At the ReVISION House Austin, Cooper selected the LG NeON 2 modules due to technological advances that increase efficiency and generate more electric power.
Long-Term Power System
LG focuses on making a highly durable and high-performing product to achieve long-term power yield instead of having the cheapest option. LG's commitment to durability allows its solar modules to have one of the most competitive warranties on the market. The NeON 2 includes a 25-year product, labor and performance warranty.
Lynch boasts that their "panels degrade at a rate of about half that of a standard module," adding that "the modules used in this application degrade at 0.33 percent/year where a typical solar panel will degrade at 0.7 percent."
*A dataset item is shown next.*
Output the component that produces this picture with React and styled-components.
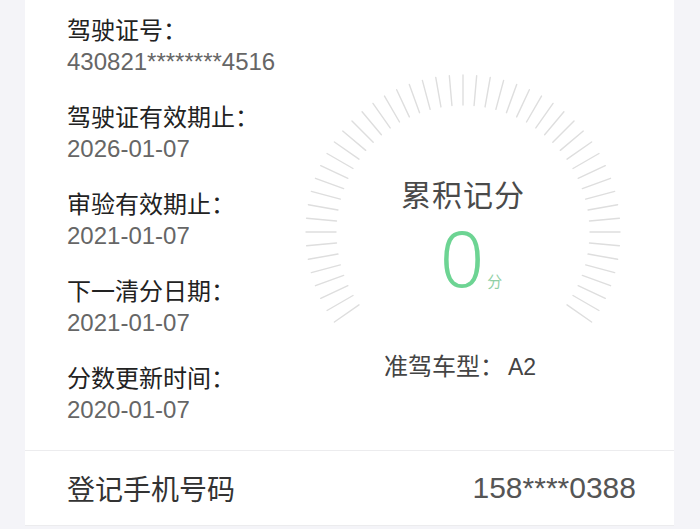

In other words, at the end of a panel's life, "a standard panel will typically work about 80 percent relative to its nameplate rating where an LG solar panel will be 90 percent or greater," expresses Lynch. With such a low rate of degradation, Harris can ensure prolonged energy production from her solar panels.
In addition to sustained performance, LG NeON 2 modules have an impressively low temperature coefficient. When temperatures soar, solar panels are inevitably less efficient; therefore, a lower temperature coefficient ensures better performance on hot days. The temperature coefficient is an essential facet of module performance, especially in Austin, which experiences excessive heat.
LG Pushes to Reduce Embedded Carbon
"There's a drive within our company to be fantastic environmental stewards," Lynch says. This drive is apparent through LG's ambitious sustainability goals, which include achieving carbon-neutral operations by 2030. To meet this goal, the company’s plan of action entails onsite power generation for facilities, buying carbon credits on the open market, reducing waste, and introducing recycling and wastewater initiatives.
LG is also highly recognized for their remarkable electronics recycling program. The company aims to recycle at least 95 percent of production waste by 2030 while also collecting their end-of-life products to recycle responsibly.
These charts illustrate the benefits of Cello Technology, which includes better light absorption and reduced electrical loss.
What it all comes down to is embedded carbon. LG is aware of embedded carbon in the supply chain. Solar generation reduces carbon emissions, but, according to Lynch, when factories rely on high-carbon energy, "solar panels themselves can become carbon inefficient. Our solar modules themselves are considered to be ultra-low carbon due to our supply chain and off-stream vendors that we buy from."
Opting for solar-powered operations, LG will reduce the embedded carbon in their products by eliminating the need for fossil fuels. As a result, Cooper can have peace of mind knowing that her LG solar panels are not only powerful and efficient but also require minimal amounts of carbon emissions to produce.